Ann Hornaday, film critic for the Washington Post, commented “Monsieur Lazahr resembles a clear, clean glass of water: transparent, utterly devoid of gratuitous flavourings or frou-frou, and all the more bracing and essential for it.”
This is the Club’s last screening for the year. The evening will commence at 7.30 with a short film from Finland “Do I have to take Care of Everything?”, followed b y a break for wine and cheese and then the main feature. Faith College Wine Centre, Friday 20th November. All members and their guests are welcome. Enquiries Film Club website or Facebook or ring Imelda Carson on 8564 8225.
Barossa Film Club presents a glistening gem among caper movies “Le Cercle Rouge” (“The Red Circle”), made by acclaimed Director Jean-Pierre Melvile and released in 1970. This is a classic police procedural meets heist movie, a stylish neo-noir which set a benchmark for similar films of the future.
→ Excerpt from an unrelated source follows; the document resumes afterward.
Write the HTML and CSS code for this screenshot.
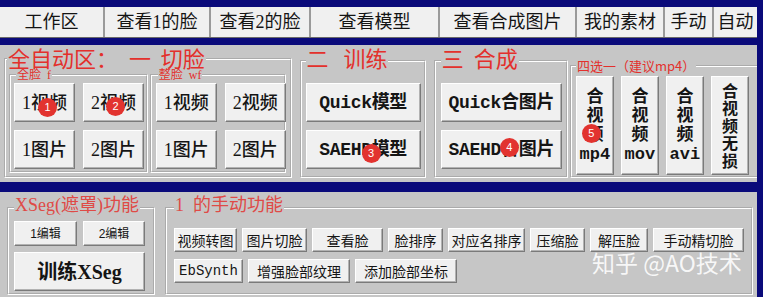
FILE: index.html
```html
<!DOCTYPE html>
<html lang="zh-CN">
<head>
<meta charset="utf-8">
<title>DeepFaceLab 工作区</title>
<link rel="stylesheet" href="styles.css">
</head>
<body>
<div class="app">
  <nav class="tabs">
    <div class="tab t1">工作区</div>
    <div class="tab t2">查看1的脸</div>
    <div class="tab t3">查看2的脸</div>
    <div class="tab t4">查看模型</div>
    <div class="tab t5">查看合成图片</div>
    <div class="tab t6">我的素材</div>
    <div class="tab t7">手动</div>
    <div class="tab t8">自动</div>
  </nav>

  <section class="panel panel-top">
    <fieldset class="group g-cut">
      <legend class="title-lg lg-a">全自动区：　一&nbsp;&nbsp;切脸</legend>
      <div class="subgroups">
        <fieldset class="group sub sub-f">
          <legend class="title-sm">全脸&nbsp;&nbsp;f</legend>
          <div class="grid2">
            <button class="btn big serif">1视频<span class="badge b1">1</span></button>
            <button class="btn big serif">2视频<span class="badge b2">2</span></button>
            <button class="btn big serif">1图片</button>
            <button class="btn big serif">2图片</button>
          </div>
        </fieldset>
        <fieldset class="group sub sub-wf">
          <legend class="title-sm">整脸&nbsp;&nbsp;wf</legend>
          <div class="grid2">
            <button class="btn big serif">1视频</button>
            <button class="btn big serif">2视频</button>
            <button class="btn big serif">1图片</button>
            <button class="btn big serif">2图片</button>
          </div>
        </fieldset>
      </div>
    </fieldset>

    <fieldset class="group g-train">
      <legend class="title-lg lg-b">二&nbsp;&nbsp;&nbsp;训练</legend>
      <div class="col">
        <button class="btn wide mono">Quick模型</button>
        <button class="btn wide mono">SAEHD模型<span class="badge b3">3</span></button>
      </div>
    </fieldset>

    <fieldset class="group g-merge">
      <legend class="title-lg lg-b">三&nbsp;&nbsp;合成</legend>
      <div class="col">
        <button class="btn wide2 mono">Quick合图片</button>
        <button class="btn wide2 mono">SAEHD合图片<span class="badge b4">4</span></button>
      </div>
    </fieldset>

    <fieldset class="group g-pick">
      <legend class="title-xs">四选一（建议mp4）</legend>
      <div class="row-v">
        <button class="btn vert mono">合<br>视<br>频<br>mp4<span class="badge b5">5</span></button>
        <button class="btn vert mono">合<br>视<br>频<br>mov</button>
        <button class="btn vert mono">合<br>视<br>频<br>avi</button>
        <button class="btn vert vert5">合<br>视<br>频<br>无<br>损</button>
      </div>
    </fieldset>
  </section>

  <section class="panel panel-bottom">
    <fieldset class="group g-xseg">
      <legend class="title-md">XSeg(遮罩)功能</legend>
      <div class="xgrid">
        <button class="btn tiny">1编辑</button>
        <button class="btn tiny">2编辑</button>
        <button class="btn train">训练XSeg</button>
      </div>
    </fieldset>

    <fieldset class="group g-manual">
      <legend class="title-md">1&nbsp;&nbsp;的手动功能</legend>
      <div class="mrow">
        <button class="btn small w63">视频转图</button>
        <button class="btn small w65">图片切脸</button>
        <button class="btn small w71">查看脸</button>
        <button class="btn small w55">脸排序</button>
        <button class="btn small w77">对应名排序</button>
        <button class="btn small w55">压缩脸</button>
        <button class="btn small w58">解压脸</button>
        <button class="btn small w91">手动精切脸</button>
      </div>
      <div class="mrow">
        <button class="btn small w69 mono-s">EbSynth</button>
        <button class="btn small w102">增强脸部纹理</button>
        <button class="btn small w102">添加脸部坐标</button>
      </div>
    </fieldset>

    <div class="watermark">知乎 @AO技术</div>
  </section>
</div>
</body>
</html>
```

FILE: styles.css
```css
* { box-sizing: border-box; }
html, body { margin: 0; padding: 0; }
body {
  background: #0a0a7a;
  width: 763px;
  height: 297px;
  overflow: hidden;
  font-family: "Noto Sans CJK SC", sans-serif;
}
.app { width: 757px; padding-top: 7px; }

/* tabs */
.tabs {
  display: flex;
  gap: 2px;
  height: 31px;
  background: #9a9a9a;
  border-bottom: 1px solid #6a6a6a;
}
.tab {
  background: #f0f0f0;
  display: flex;
  align-items: center;
  justify-content: center;
  font: 18px/20px "Liberation Serif", "Noto Sans CJK SC", serif;
  color: #141414;
}
.t1 { width: 103px; } .t2 { width: 104px; } .t3 { width: 98px; } .t4 { width: 127px; }
.t5 { width: 135px; } .t6 { width: 86px; } .t7 { width: 47px; } .t8 { width: 43px; }

/* panels */
.panel { background: #c6c6c6; overflow: hidden; position: relative; }
.panel-top {
  margin-top: 7px;
  height: 137px;
  display: flex;
  align-items: stretch;
  gap: 8px;
  padding: 0 0 4px 4px;
}
.panel-bottom {
  margin-top: 10px;
  height: 105px;
  display: flex;
  align-items: stretch;
  gap: 10px;
  padding: 0 0 2px 7px;
}

/* group boxes */
.group {
  margin: 0;
  padding: 0;
  min-width: 0;
  border: 2px groove #ffffff;
}
legend { padding: 0 1px; color: #e3302c; }
.title-lg { font: 22px/24px "Noto Sans CJK SC", sans-serif; }
.lg-a { padding-bottom: 4px; margin-left: -2px; }
.lg-b { padding-bottom: 8px; }
.title-sm { font: 12px/14px "Liberation Serif", "Noto Sans CJK SC", serif; margin-left: 2px; }
.title-xs { font: 13px/14px "Noto Sans CJK SC", sans-serif; }
.title-md {
  font: 18px/20px "Liberation Serif", "Noto Sans CJK SC", serif;
  color: #df4a46;
  padding-bottom: 6px;
}

.g-cut { width: 292px; padding: 0 4px 3px 3px; }
.subgroups { display: flex; gap: 2px; margin-top: -5px; }
.sub { padding: 1px 0 2px 3px; }
.sub-f { width: 141px; }
.sub-wf { width: 138px; padding-left: 4px; }
.grid2 {
  display: grid;
  grid-template-columns: 61px 61px;
  grid-auto-rows: 39px;
  gap: 8px;
}

.g-train { width: 128px; padding: 6px 5px 0 4px; }
.g-merge { width: 136px; padding: 6px 6px 0 5px; }
.col { display: flex; flex-direction: column; gap: 8px; }

.g-pick {
  width: 190px;
  margin-left: -6px;
  margin-top: 14px;
  padding: 3px 0 0 4px;
  border-right: none;
}
.row-v { display: flex; gap: 7px; }

.g-xseg { width: 148px; margin-top: 3px; padding: 0 8px 2px 5px; }
.xgrid {
  display: grid;
  grid-template-columns: 63px 62px;
  grid-template-rows: 25px 39px;
  gap: 6px;
}
.g-manual { width: 588px; margin-top: 3px; padding: 7px 0 0 7px; }
.mrow { display: flex; gap: 5px; height: 24px; }
.mrow + .mrow { margin-top: 7px; }

/* buttons */
.btn {
  position: relative;
  margin: 0;
  padding: 0;
  background: #f0f0f0;
  border: 1px solid;
  border-color: #ffffff #7a7a7a #7a7a7a #ffffff;
  box-shadow: inset -1px -1px 0 #b2b2b2;
  color: #151515;
  text-align: center;
  white-space: nowrap;
}
.serif { font-family: "Liberation Serif", "Noto Sans CJK SC", serif; }
.mono { font-family: "Liberation Mono", "Noto Sans CJK SC", monospace; }
.big { font-size: 18px; line-height: 20px; font-weight: 500; }
.wide { width: 115px; height: 39px; font-size: 18px; line-height: 20px; font-weight: 700; letter-spacing: -0.3px; }
.wide2 { width: 121px; height: 39px; font-size: 18px; line-height: 20px; font-weight: 700; letter-spacing: -0.3px; }
.vert { width: 38px; height: 99px; font-size: 17px; line-height: 19px; font-weight: 700; }
.vert5 { font: 700 16px/17.5px "Noto Sans CJK SC", sans-serif; }
.tiny { font: 12px/14px "Liberation Sans", "Noto Sans CJK SC", sans-serif; }
.train { grid-column: 1 / 3; font: 700 20px/22px "Liberation Serif", "Noto Sans CJK SC", serif; }
.small { height: 24px; font: 14px/16px "Noto Sans CJK SC", sans-serif; }
.mono-s { font-family: "Liberation Mono", monospace; }
.w55 { width: 55px; } .w58 { width: 58px; } .w63 { width: 63px; } .w65 { width: 65px; }
.w69 { width: 69px; } .w71 { width: 71px; } .w77 { width: 77px; } .w91 { width: 91px; }
.w102 { width: 102px; }

/* numbered markers */
.badge {
  position: absolute;
  width: 19px;
  height: 19px;
  border-radius: 50%;
  background: #e2332f;
  color: #fff;
  font: 11px/19px "Liberation Sans", sans-serif;
  font-weight: 400;
  letter-spacing: 0;
  text-align: center;
}
.b1 { left: 23px; top: 14px; }
.b2 { left: 22px; top: 13px; }
.b3 { left: 55px; top: 13px; }
.b4 { left: 58px; top: 7px; }
.b5 { left: 5px; top: 47px; }

.watermark {
  position: absolute;
  left: 592px;
  top: 56px;
  font: 23px/28px "Noto Sans CJK SC", sans-serif;
  color: rgba(255, 255, 255, 0.88);
  white-space: nowrap;
}
```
The story: Corey (Alain Delon) is the young gun in the French underworld, who has just been released from prison. Escaped convict Vogel (Gian-Maria Volonté) hides in the trunk of Corey’s car. The two enlist the help of an alcoholic former cop (Yves Montand) for an elaborate jewelry-store robbery. Police inspector Mattei (Bourvil) whom Vogel escaped in the beginning of the film is on the case trying to recapture the criminals. He is not opposed to using blackmail techniques to get answers out of the unwilling witnesses and criminals brought in for questioning.
Critics raved over the film when it was released and continue to regard it as the benchmark for films of this genre.
The film will screen at the Faith Wine Centre on Friday 16th October, with the short Netherlands film “Chopper” showing at 7.30 followed by a refreshment break and then the main attraction, “Le Cercle Rouge”.